The burning lights of Todd Williamson

 

 

by Marco Di Mauro

 

 

Paul Klee has taught us that painting does not represent the visible, but makes visible what the eye cannot capture. Todd Williamson assimilates the lesson of the German, translating pure emotionality in vibrant chromatic ignitions which suddenly burst out against the monochromatic background, making the matter pulsate and the physical space of the canvas come alive.
We may explore Todd’s work by first examining the dense brushstrokes of Good Night, Good Night. On the one side the band of horizontal lines that mark the surface evokes the flat and monotone landscape of Alabama, on the other it suggests the sense of a story, an interior path which winds among the lines of an abstract diary. Like the automatic writing of the surrealists, also Todd’s scorching lines express the dictates of a thought that prevails on the geometrism of reason. The latter is however anything but absent from the artistic creation; indeed, it governs the equilibrium of the composition and the harmonious arrangement of the signs. The role of reason is comparable to that of Mercury in Botticelli’s Spring: excluded from the sphere of love, he nevertheless remains an indispensable presence as counterpoint to Zephyr and Flora.

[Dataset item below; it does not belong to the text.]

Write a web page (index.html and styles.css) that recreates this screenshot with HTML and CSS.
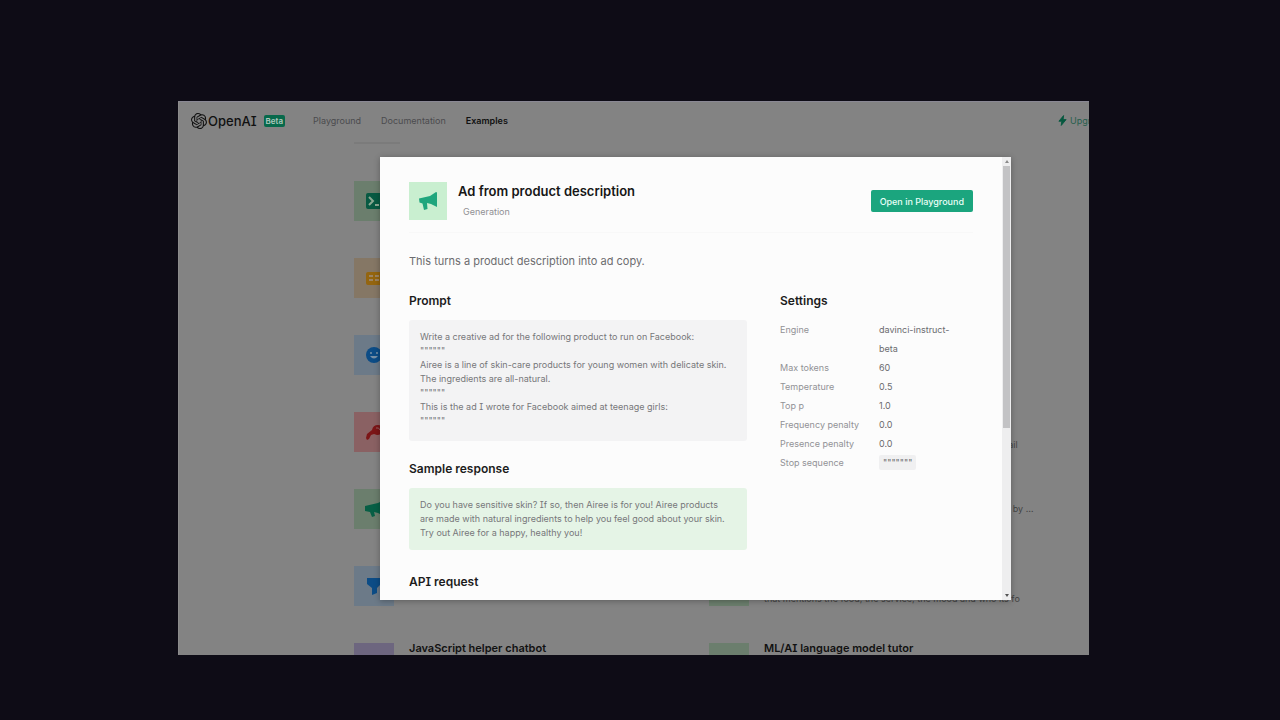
FILE: index.html
```html
<!DOCTYPE html>
<html lang="en">
  <head>
    <meta charset="UTF-8">
    <title>Examples - OpenAI API</title>
    <link rel="stylesheet" href="styles.css">
  </head>
  <body>
    <div class="window">
      <header class="topbar">
        <a class="logo" href="#">
          <svg viewBox="0 0 24 24" width="16" height="16" fill="currentColor"><path d="M22.2819 9.8211a5.9847 5.9847 0 0 0-.5157-4.9108 6.0462 6.0462 0 0 0-6.5098-2.9A6.0651 6.0651 0 0 0 4.9807 4.1818a5.9847 5.9847 0 0 0-3.9977 2.9 6.0462 6.0462 0 0 0 .7427 7.0966 5.98 5.98 0 0 0 .511 4.9107 6.051 6.051 0 0 0 6.5146 2.9001A5.9847 5.9847 0 0 0 13.2599 24a6.0557 6.0557 0 0 0 5.7718-4.2058 5.9894 5.9894 0 0 0 3.9977-2.9001 6.0557 6.0557 0 0 0-.7475-7.0729zm-9.022 12.6081a4.4755 4.4755 0 0 1-2.8764-1.0408l.1419-.0804 4.7783-2.7582a.7948.7948 0 0 0 .3927-.6813v-6.7369l2.02 1.1686a.071.071 0 0 1 .038.052v5.5826a4.504 4.504 0 0 1-4.4945 4.4944zm-9.6607-4.1254a4.4708 4.4708 0 0 1-.5346-3.0137l.142.0852 4.783 2.7582a.7712.7712 0 0 0 .7806 0l5.8428-3.3685v2.3324a.0804.0804 0 0 1-.0332.0615L9.74 19.9502a4.4992 4.4992 0 0 1-6.1408-1.6464zM2.3408 7.8956a4.485 4.485 0 0 1 2.3655-1.9728V11.6a.7664.7664 0 0 0 .3879.6765l5.8144 3.3543-2.0201 1.1685a.0757.0757 0 0 1-.071 0l-4.8303-2.7865A4.504 4.504 0 0 1 2.3408 7.872zm16.5963 3.8558L13.1038 8.364 15.1192 7.2a.0757.0757 0 0 1 .071 0l4.8303 2.7913a4.4944 4.4944 0 0 1-.6765 8.1042v-5.6772a.79.79 0 0 0-.407-.667zm2.0107-3.0231l-.142-.0852-4.7735-2.7818a.7759.7759 0 0 0-.7854 0L9.409 9.2297V6.8974a.0662.0662 0 0 1 .0284-.0615l4.8303-2.7866a4.4992 4.4992 0 0 1 6.6802 4.66zM8.3065 12.863l-2.02-1.1638a.0804.0804 0 0 1-.038-.0567V6.0742a4.4992 4.4992 0 0 1 7.3757-3.4537l-.142.0805L8.704 5.459a.7948.7948 0 0 0-.3927.6813zm1.0976-2.3654l2.602-1.4998 2.6069 1.4998v2.9994l-2.5974 1.4997-2.6067-1.4997Z"/></svg>
          <span>OpenAI</span>
        </a>
        <span class="beta">Beta</span>
        <nav class="nav">
          <a href="#">Playground</a>
          <a href="#">Documentation</a>
          <a class="active" href="#">Examples</a>
        </nav>
        <a class="upgrade" href="#">
          <svg viewBox="0 0 10 12" width="9" height="11"><path d="M6.200 0.500 1 6.800h3.200L3.600 11.500 9 5H5.700z" fill="#06583f" stroke="#06583f"/></svg>
          <span>Upgrade</span>
        </a>
      </header>
      <div class="tab-line"></div>

      <main class="examples">
        <a class="example" href="#">
          <span class="tile green"><svg viewBox="0 0 18 18" width="18" height="18"><rect x="1" y="1" width="16" height="16" rx="2" fill="#075a42"/><path d="M4 5l4 4-4 4M10 13h4" fill="none" stroke="#8aa892" stroke-width="2"/></svg></span>
        </a>
        <a class="example" href="#"></a>
        <a class="example" href="#">
          <span class="tile orange"><svg viewBox="0 0 18 18" width="18" height="18"><rect x="1" y="3" width="16" height="13" rx="2" fill="#94650f"/><path d="M4 7h4M10 7h4M4 11h4M10 11h4" stroke="#9c8463" stroke-width="2"/></svg></span>
        </a>
        <a class="example" href="#"></a>
        <a class="example" href="#">
          <span class="tile blue"><svg viewBox="0 0 18 18" width="18" height="18"><circle cx="9" cy="9" r="8" fill="#0c4c86"/><path d="M5 10q4 5 8 0z" fill="#7890a5"/><circle cx="6" cy="7" r="1" fill="#7890a5"/><circle cx="12" cy="7" r="1" fill="#7890a5"/></svg></span>
        </a>
        <a class="example" href="#"></a>
        <a class="example" href="#">
          <span class="tile red"><svg viewBox="0 0 18 18" width="18" height="18"><path d="M1 15l1-4 5-4q1-5 6-5 4 0 4 5t-5 5l-3-1-3 1-2 4-2 1z" fill="#7c1517"/><path d="M11 5q3-1 4 2" fill="none" stroke="#936062" stroke-width="1"/></svg></span>
        </a>
        <a class="example" href="#">
          <span class="about"><small>Extract the key facts from a long article<br>and later send each point of those in a short follow up email</small></span>
        </a>
        <a class="example" href="#">
          <span class="tile green"><svg viewBox="0 0 20 18" width="20" height="18"><path d="M1 6l13-3 4-2v14l-4-2-4-1 1 4-3 1-2-5-5-1z" fill="#075f45"/></svg></span>
        </a>
        <a class="example" href="#">
          <span class="about"><small>Create a short list of all items for any given topic, followed by …</small></span>
        </a>
        <a class="example" href="#">
          <span class="tile blue"><svg viewBox="0 0 18 18" width="18" height="18"><path d="M2 1h14v6l-4 4v5l-5 2v-7L2 7z" fill="#0c4c86"/></svg></span>
        </a>
        <a class="example" href="#">
          <span class="tile green"></span>
          <span class="about"><small>Turn a few words into a restaurant review<br>that mentions the food, the service, the mood and who its fo</small></span>
        </a>
        <a class="example" href="#">
          <span class="tile purple"><svg viewBox="0 0 18 18" width="18" height="18"><path d="M2 1h14v10H8l-4 3v-3H2z" fill="#3c2c68"/></svg></span>
          <span class="about"><strong>JavaScript helper chatbot</strong></span>
        </a>
        <a class="example" href="#">
          <span class="tile green"><svg viewBox="0 0 18 18" width="18" height="18"><path d="M2 1h14v10H8l-4 3v-3H2z" fill="#07452f"/></svg></span>
          <span class="about"><strong>ML/AI language model tutor</strong></span>
        </a>
      </main>

      <section class="modal">
        <div class="content">
          <div class="heading">
            <span class="icon"><svg viewBox="0 0 20 20" width="20" height="20"><path d="M1 7.500l11-2.500 6-4q1 0 1 1v14l-6-3-4-1 .5 6-3.500 1-1.500-6.500-3-1z" fill="#1fa67d"/></svg></span>
            <div class="name">
              <h1>Ad from product description</h1>
              <span class="category">Generation</span>
            </div>
            <button class="open">Open in Playground</button>
          </div>
          <p class="intro">This turns a product description into ad copy.</p>
          <div class="columns">
            <div class="main-column">
              <h2>Prompt</h2>
              <pre class="prompt">Write a creative ad for the following product to run on Facebook:
""""""
Airee is a line of skin-care products for young women with delicate skin. The ingredients are all-natural.
""""""
This is the ad I wrote for Facebook aimed at teenage girls:
""""""</pre>
              <h2>Sample response</h2>
              <p class="response">Do you have sensitive skin? If so, then Airee is for you! Airee products are made with natural ingredients to help you feel good about your skin. Try out Airee for a happy, healthy you!</p>
              <h2>API request</h2>
            </div>
            <div class="side-column">
              <h2>Settings</h2>
              <dl class="settings">
                <dt>Engine</dt><dd>davinci-instruct-beta</dd>
                <dt>Max tokens</dt><dd>60</dd>
                <dt>Temperature</dt><dd>0.5</dd>
                <dt>Top p</dt><dd>1.0</dd>
                <dt>Frequency penalty</dt><dd>0.0</dd>
                <dt>Presence penalty</dt><dd>0.0</dd>
                <dt>Stop sequence</dt><dd><code>"""""""</code></dd>
              </dl>
            </div>
          </div>
        </div>
        <div class="scrollbar">
          <span class="arrow up"></span>
          <span class="thumb"></span>
          <span class="arrow down"></span>
        </div>
      </section>
    </div>
  </body>
</html>
```
FILE: styles.css
```css
* {
  box-sizing: border-box;
}

body {
  margin: 0;
  height: 100vh;
  padding: 101px 191px 65px 178px;
  background: #0e0c16;
  font-family: Inter, "Liberation Sans", sans-serif;
  font-feature-settings: "cv08";
}

h1, h2, p, dl, dd, pre {
  margin: 0;
}

a {
  color: inherit;
  text-decoration: none;
}

.window {
  position: relative;
  height: 100%;
  overflow: hidden;
  background: #838383;
  border-top: 1px solid #8a8894;
  border-left: 1px solid #8c8c8c;
}

.topbar {
  display: flex;
  align-items: center;
  height: 37px;
  padding-left: 12px;
  font-size: 9px;
  color: #4b4b4e;
  white-space: nowrap;
}

.logo {
  display: flex;
  align-items: center;
  gap: 1px;
  font-size: 13px;
  font-weight: 500;
  color: #111;
}

.beta {
  margin-left: 7px;
  padding: 0 2px;
  border-radius: 2px;
  background: #07694b;
  color: #b0c9bf;
  font-size: 8px;
  font-weight: 600;
  line-height: 12px;
}

.nav {
  display: flex;
  gap: 20px;
  margin-left: 28px;
}

.nav .active {
  color: #111;
  font-weight: 600;
}

.upgrade {
  display: flex;
  align-items: center;
  gap: 3px;
  width: 31px;
  margin-left: auto;
  color: #285f4e;
}

.upgrade svg {
  flex: none;
}

.tab-line {
  width: 46px;
  height: 2px;
  margin: 3px 0 0 175px;
  background: #7b7b7b;
}

.examples {
  display: grid;
  grid-template-columns: 1fr 1fr;
  grid-auto-rows: 77px;
  padding: 37px 25px 0 175px;
}

.example {
  display: flex;
  gap: 15px;
}

.example .about:first-child {
  margin-left: 55px;
}

.tile {
  flex: none;
  display: flex;
  align-items: center;
  justify-content: center;
  width: 40px;
  height: 40px;
}

.green { background: #6b7e6d; }
.orange { background: #857765; }
.blue { background: #6c7a88; }
.red { background: #8a6163; }
.purple { background: #6d667f; }

.about {
  color: #111;
  white-space: nowrap;
}

.about strong {
  display: block;
  font-size: 11px;
  font-weight: 600;
  line-height: 11px;
}

.about small {
  display: block;
  padding-top: 13px;
  color: #444;
  font-size: 9px;
  line-height: 13px;
}

.modal {
  position: absolute;
  top: 55px;
  right: 78px;
  bottom: 55px;
  left: 201px;
  display: flex;
  background: #fcfcfc;
  box-shadow: 0 1px 6px rgba(0, 0, 0, 0.3);
}

.content {
  flex: 1;
  overflow: hidden;
  padding: 25px 29px 0;
}

.heading {
  display: flex;
  align-items: center;
}

.icon {
  display: flex;
  align-items: center;
  justify-content: center;
  width: 38px;
  height: 38px;
  background: #c9efd0;
}

.name {
  flex: 1;
  padding-left: 11px;
}

h1 {
  font-size: 13px;
  font-weight: 600;
  line-height: 18px;
  color: #161616;
}

.category {
  display: block;
  padding: 4px 5px 0;
  color: #909094;
  font-size: 9px;
  line-height: 16px;
}

.open {
  height: 22px;
  padding: 0 9px;
  border: 0;
  border-radius: 2px;
  background: #1ba57e;
  color: #eafff7;
  font: inherit;
  font-size: 9px;
  font-weight: 500;
}

.intro {
  margin-top: 12px;
  padding-top: 19px;
  border-top: 1px solid #f8f8f8;
  color: #6c6c6f;
  font-size: 11px;
  line-height: 18px;
}

.columns {
  display: flex;
  gap: 33px;
  margin-top: 22px;
}

.main-column {
  flex: 1;
}

.side-column {
  width: 193px;
}

h2 {
  color: #1c1c1c;
  font-size: 12px;
  font-weight: 600;
  line-height: 18px;
}

.prompt, .response {
  margin: 10px 0 19px;
  padding: 10px 16px 13px 11px;
  border-radius: 3px;
  background: #f3f3f4;
  color: #77777a;
  font-family: inherit;
  font-size: 9px;
  line-height: 14px;
  white-space: pre-wrap;
}

.response {
  padding-bottom: 10px;
  margin-bottom: 23px;
  background: #e5f4e6;
}

.settings {
  display: grid;
  grid-template-columns: 99px 78px;
  margin-top: 10px;
  font-size: 9px;
  line-height: 19px;
}

dt {
  color: #929296;
}

dd {
  color: #6b6b6e;
}

dd code {
  padding: 2px 4px;
  border-radius: 2px;
  background: #f0f0f1;
  font-family: inherit;
}

.scrollbar {
  display: flex;
  flex-direction: column;
  align-items: center;
  width: 9px;
  padding: 3px 1px;
  background: #eeeeef;
}

.thumb {
  width: 7px;
  height: 60%;
  margin-top: 3px;
  background: #c3c3c5;
}

.arrow {
  border: 2px solid transparent;
}

.up {
  border-top: 0;
  border-bottom: 3px solid #8a8a8a;
}

.down {
  margin-top: auto;
  border-bottom: 0;
  border-top: 3px solid #555;
}
```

Another element Todd and Botticelli have in common is that neo-platonic sentiment which, even if in different ways, makes the artist depict the spirit as an entity freed from the burden of corporeality.
A close analysis of Williamson’s work suggests further references, echoes and consonances: in the lines of fire which emerge from the surface, like streams of incandescent magma, one seems to perceive a parallel reality made of pulsations and urges which the artist, like every human being, nourishes within. Strong ties therefore connect the abstract compositions of Todd Williamson to the inexorable conflict between being and appearing, the complex plots of interiority and the codified forms of the language in which it is manifested.
Two opposed tensions coexist in this intensely lyrical painting, with its delicate shades and precise chromatic rendition: a centrifugal force which makes the substratum emerge and launch itself towards the exterior, and a centripetal force which makes the eye of the observer pierce through the painting surface to venture beyond and explore the unconscious which may be glimpsed through those lines of fire.